__Exercise directions__
Check each line for the string "this", then give only how many lines have it.

--- Begin Supplied records ---

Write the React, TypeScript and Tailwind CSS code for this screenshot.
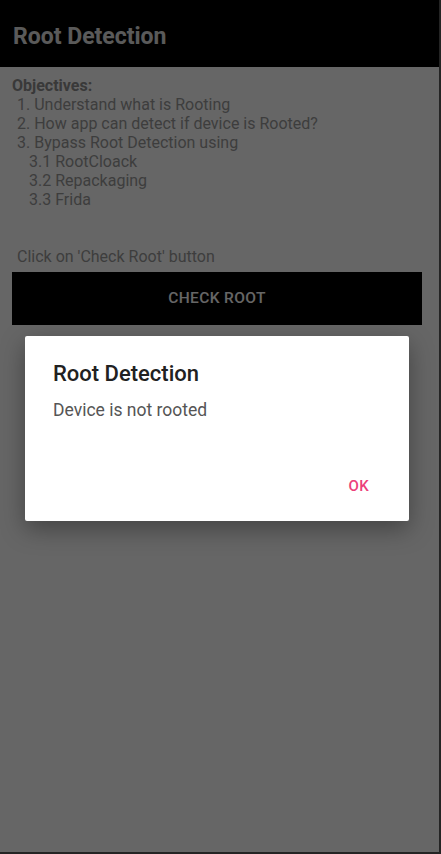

--- End Supplied records ---
--- Begin Supplied records ---

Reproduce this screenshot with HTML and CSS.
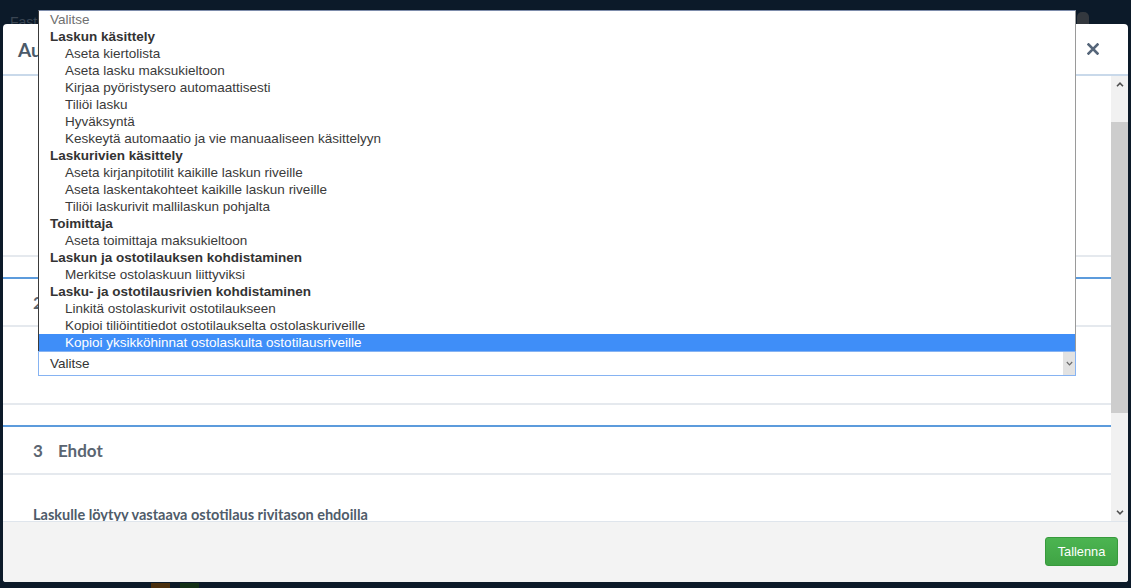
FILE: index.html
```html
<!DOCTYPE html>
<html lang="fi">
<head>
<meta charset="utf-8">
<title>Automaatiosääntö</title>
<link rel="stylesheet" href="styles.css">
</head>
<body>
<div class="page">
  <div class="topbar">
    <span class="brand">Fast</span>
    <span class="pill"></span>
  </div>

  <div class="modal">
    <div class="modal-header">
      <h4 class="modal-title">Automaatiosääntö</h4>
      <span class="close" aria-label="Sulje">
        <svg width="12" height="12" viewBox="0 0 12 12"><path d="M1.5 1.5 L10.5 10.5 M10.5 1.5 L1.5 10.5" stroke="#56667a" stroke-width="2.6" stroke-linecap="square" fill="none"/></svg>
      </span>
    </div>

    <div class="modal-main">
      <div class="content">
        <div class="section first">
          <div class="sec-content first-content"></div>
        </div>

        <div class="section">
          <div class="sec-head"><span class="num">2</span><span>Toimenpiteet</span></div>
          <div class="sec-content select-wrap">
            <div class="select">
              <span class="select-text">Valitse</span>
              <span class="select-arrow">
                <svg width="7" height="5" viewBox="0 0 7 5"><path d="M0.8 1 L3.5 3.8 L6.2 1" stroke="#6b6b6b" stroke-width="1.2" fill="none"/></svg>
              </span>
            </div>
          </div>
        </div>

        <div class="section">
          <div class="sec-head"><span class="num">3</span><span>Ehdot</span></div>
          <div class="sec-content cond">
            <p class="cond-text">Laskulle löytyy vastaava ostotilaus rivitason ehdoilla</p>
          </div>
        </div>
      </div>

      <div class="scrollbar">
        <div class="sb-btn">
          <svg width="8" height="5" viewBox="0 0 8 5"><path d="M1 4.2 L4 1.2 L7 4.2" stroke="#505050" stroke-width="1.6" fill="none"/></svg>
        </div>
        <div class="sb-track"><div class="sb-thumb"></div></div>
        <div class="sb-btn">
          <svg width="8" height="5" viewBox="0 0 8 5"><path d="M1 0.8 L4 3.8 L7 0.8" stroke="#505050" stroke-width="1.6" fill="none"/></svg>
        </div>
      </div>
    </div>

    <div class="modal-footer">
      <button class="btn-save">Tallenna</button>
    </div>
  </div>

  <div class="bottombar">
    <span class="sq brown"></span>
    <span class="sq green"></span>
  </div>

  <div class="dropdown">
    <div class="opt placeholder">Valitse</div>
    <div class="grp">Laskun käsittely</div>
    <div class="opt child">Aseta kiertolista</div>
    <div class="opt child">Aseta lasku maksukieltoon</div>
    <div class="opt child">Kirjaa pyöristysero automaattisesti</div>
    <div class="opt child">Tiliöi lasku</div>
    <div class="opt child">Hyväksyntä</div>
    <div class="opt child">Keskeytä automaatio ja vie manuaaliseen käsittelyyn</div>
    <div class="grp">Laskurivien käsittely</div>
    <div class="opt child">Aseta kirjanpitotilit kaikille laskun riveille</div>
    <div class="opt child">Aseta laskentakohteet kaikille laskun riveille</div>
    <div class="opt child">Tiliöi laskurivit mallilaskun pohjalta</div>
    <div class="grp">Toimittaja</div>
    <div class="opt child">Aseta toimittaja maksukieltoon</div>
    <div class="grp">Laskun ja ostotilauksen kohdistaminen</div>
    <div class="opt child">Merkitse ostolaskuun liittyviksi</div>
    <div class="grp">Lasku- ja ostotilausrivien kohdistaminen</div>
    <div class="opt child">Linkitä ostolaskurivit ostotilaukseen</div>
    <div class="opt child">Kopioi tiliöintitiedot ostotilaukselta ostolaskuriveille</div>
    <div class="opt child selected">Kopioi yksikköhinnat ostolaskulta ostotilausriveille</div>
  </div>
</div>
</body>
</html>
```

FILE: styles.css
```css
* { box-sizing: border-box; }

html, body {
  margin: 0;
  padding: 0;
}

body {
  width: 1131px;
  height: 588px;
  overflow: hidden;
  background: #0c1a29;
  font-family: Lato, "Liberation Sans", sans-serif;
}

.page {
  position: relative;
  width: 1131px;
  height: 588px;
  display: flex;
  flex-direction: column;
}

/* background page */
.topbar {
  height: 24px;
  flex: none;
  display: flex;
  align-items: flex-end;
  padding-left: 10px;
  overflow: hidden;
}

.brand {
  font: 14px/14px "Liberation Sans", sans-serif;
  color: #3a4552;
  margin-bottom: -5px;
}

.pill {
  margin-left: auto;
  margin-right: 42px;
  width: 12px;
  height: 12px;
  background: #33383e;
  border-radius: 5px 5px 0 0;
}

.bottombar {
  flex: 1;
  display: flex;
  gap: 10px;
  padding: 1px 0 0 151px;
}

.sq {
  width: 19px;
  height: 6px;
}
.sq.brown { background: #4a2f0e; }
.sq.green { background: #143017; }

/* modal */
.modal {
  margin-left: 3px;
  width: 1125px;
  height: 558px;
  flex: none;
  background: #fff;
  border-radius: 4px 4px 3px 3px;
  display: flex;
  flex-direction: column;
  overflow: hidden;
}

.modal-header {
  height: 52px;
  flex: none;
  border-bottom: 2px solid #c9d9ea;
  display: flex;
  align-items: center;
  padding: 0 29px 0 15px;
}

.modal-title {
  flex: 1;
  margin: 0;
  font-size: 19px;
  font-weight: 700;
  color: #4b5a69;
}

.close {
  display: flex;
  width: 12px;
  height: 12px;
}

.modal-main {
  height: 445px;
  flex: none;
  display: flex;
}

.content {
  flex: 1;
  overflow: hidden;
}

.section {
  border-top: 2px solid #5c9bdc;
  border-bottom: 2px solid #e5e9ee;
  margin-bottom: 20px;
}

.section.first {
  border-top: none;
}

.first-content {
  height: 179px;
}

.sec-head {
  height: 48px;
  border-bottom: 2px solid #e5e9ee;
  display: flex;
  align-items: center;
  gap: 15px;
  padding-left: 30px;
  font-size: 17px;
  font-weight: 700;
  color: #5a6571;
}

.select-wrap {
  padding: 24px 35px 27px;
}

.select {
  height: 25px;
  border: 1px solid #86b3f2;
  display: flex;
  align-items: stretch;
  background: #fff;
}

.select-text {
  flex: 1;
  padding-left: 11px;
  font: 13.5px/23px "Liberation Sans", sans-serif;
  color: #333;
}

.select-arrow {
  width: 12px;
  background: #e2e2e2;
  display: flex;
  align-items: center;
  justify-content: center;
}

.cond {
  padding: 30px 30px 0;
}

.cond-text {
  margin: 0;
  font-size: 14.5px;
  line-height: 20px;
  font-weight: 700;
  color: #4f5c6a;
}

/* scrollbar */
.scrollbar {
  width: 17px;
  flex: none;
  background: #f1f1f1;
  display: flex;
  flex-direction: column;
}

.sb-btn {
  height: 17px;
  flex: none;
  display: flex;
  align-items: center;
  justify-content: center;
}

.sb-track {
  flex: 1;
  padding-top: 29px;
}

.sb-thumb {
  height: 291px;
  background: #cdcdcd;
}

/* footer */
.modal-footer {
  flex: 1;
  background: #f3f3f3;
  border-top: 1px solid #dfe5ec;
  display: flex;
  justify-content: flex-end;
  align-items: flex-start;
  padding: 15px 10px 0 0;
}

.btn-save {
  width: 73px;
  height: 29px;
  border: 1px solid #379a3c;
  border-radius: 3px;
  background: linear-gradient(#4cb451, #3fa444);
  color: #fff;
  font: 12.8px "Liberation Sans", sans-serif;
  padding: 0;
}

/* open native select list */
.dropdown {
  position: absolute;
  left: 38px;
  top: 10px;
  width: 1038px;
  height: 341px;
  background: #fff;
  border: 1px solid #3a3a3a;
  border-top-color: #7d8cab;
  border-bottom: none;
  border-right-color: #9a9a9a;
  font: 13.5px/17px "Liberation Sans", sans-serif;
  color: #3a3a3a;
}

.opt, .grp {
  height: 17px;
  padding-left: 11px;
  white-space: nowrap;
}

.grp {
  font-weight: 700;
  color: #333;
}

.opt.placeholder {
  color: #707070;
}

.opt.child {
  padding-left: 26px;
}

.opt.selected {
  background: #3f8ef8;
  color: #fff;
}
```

--- End Supplied records ---
--- Begin Supplied records ---

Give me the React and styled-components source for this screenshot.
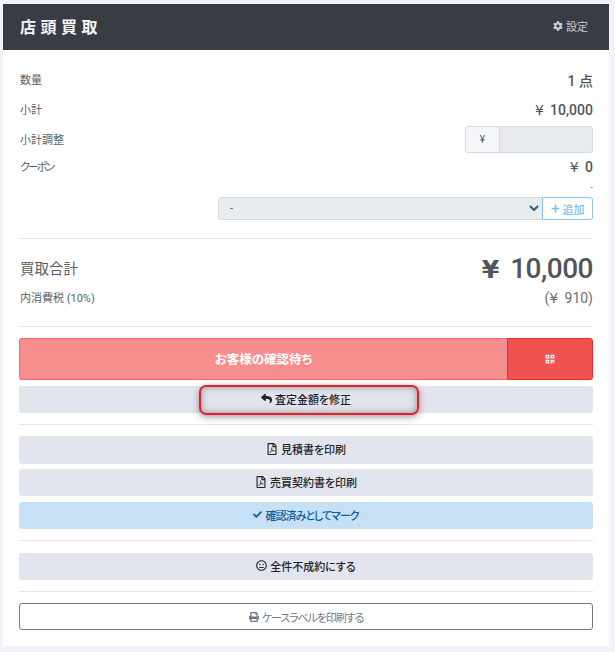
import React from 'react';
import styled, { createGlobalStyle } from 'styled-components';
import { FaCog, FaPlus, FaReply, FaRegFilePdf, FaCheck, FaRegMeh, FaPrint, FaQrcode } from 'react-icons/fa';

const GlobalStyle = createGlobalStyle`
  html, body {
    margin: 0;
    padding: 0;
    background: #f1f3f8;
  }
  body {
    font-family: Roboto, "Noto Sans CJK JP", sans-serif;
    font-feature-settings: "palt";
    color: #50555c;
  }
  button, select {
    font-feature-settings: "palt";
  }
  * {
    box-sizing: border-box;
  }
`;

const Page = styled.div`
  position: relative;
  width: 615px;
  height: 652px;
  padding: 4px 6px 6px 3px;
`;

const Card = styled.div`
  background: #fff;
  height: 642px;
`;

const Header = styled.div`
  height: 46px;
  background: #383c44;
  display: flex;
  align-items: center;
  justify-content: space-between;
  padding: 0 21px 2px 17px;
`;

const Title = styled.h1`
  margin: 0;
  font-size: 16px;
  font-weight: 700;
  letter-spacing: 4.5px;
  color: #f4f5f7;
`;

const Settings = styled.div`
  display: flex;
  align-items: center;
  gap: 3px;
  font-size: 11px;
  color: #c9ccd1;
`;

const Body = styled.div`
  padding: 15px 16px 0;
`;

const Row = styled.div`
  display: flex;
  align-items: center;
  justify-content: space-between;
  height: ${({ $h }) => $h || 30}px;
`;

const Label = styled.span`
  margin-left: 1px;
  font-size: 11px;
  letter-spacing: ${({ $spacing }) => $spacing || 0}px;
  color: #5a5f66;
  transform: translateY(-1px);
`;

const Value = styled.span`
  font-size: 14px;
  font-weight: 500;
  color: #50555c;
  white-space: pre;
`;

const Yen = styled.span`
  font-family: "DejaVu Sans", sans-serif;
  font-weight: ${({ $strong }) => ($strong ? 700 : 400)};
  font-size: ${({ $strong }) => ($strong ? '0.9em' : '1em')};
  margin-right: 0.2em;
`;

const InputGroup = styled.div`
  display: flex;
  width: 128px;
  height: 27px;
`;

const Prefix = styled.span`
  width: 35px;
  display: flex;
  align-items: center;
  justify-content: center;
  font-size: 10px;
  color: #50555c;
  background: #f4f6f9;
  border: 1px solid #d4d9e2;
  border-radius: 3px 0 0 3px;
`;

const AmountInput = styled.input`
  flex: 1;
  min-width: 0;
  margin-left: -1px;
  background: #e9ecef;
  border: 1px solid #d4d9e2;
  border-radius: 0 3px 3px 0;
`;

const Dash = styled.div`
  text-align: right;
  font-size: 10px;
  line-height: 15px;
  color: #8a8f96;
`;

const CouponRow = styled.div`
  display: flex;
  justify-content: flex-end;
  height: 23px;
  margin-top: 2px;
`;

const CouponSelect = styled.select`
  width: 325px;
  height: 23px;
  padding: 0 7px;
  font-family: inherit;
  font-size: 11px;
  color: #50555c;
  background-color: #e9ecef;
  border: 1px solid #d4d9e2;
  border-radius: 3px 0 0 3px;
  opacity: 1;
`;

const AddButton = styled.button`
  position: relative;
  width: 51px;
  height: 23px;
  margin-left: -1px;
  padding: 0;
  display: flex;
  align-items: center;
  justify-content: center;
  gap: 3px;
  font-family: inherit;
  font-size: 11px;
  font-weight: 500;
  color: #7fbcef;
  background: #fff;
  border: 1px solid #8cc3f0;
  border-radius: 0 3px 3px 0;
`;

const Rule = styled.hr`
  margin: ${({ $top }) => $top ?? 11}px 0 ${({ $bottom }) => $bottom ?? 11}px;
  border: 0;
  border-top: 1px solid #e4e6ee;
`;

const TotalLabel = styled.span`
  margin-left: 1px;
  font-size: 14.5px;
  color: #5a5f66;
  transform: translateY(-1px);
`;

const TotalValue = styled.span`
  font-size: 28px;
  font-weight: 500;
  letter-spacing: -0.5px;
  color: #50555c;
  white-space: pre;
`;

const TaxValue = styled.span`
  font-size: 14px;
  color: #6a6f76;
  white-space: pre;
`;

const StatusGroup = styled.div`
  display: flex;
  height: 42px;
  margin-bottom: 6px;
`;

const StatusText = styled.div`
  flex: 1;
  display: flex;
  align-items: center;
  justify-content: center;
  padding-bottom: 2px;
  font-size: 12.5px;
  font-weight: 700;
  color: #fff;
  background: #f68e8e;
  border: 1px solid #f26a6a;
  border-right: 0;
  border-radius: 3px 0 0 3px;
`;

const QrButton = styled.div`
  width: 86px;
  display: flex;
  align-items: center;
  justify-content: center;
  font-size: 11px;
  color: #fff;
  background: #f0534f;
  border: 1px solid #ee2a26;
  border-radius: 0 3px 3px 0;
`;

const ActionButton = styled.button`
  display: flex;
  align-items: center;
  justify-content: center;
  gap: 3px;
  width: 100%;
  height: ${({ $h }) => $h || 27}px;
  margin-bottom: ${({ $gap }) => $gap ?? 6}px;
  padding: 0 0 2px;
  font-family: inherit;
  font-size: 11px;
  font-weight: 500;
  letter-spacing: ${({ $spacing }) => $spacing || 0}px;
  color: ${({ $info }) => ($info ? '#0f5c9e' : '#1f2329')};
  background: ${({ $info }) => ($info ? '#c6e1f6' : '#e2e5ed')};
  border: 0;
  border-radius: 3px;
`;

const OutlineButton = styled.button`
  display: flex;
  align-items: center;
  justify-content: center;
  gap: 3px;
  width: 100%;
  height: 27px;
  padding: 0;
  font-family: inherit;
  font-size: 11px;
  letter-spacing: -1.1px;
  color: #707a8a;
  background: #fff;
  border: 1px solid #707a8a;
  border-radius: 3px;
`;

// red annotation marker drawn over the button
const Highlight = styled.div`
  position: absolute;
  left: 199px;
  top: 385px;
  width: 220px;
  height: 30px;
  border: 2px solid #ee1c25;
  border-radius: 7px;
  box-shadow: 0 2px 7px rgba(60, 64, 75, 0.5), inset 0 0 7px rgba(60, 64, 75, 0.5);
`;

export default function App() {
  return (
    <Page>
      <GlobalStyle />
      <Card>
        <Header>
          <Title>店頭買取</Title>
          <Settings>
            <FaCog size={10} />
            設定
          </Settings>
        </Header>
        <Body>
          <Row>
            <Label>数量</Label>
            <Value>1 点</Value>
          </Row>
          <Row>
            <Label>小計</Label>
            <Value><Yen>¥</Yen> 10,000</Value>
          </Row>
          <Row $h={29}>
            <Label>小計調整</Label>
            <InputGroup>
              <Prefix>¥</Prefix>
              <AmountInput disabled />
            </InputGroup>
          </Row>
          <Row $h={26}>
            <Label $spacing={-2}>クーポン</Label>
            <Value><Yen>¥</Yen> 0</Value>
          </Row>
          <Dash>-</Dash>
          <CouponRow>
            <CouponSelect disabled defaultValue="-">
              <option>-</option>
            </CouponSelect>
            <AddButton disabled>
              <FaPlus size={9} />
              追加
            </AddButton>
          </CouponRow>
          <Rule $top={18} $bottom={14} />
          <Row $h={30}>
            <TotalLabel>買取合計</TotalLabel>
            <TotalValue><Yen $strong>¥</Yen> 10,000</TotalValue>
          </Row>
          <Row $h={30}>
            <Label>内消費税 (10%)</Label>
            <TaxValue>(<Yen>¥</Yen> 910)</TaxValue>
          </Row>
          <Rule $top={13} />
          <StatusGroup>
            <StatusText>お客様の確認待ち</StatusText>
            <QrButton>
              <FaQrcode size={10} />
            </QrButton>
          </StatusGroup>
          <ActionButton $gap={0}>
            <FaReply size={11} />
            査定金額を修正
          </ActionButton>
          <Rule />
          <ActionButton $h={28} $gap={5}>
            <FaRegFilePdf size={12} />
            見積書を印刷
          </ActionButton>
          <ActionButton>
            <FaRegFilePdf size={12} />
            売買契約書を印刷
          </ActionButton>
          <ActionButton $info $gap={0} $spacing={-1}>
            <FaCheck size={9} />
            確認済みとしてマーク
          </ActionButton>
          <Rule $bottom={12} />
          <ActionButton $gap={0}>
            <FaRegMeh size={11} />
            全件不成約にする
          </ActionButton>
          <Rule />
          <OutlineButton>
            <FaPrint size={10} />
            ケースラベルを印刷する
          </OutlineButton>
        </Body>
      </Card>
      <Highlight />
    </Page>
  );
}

--- End Supplied records ---

__Finished task__
3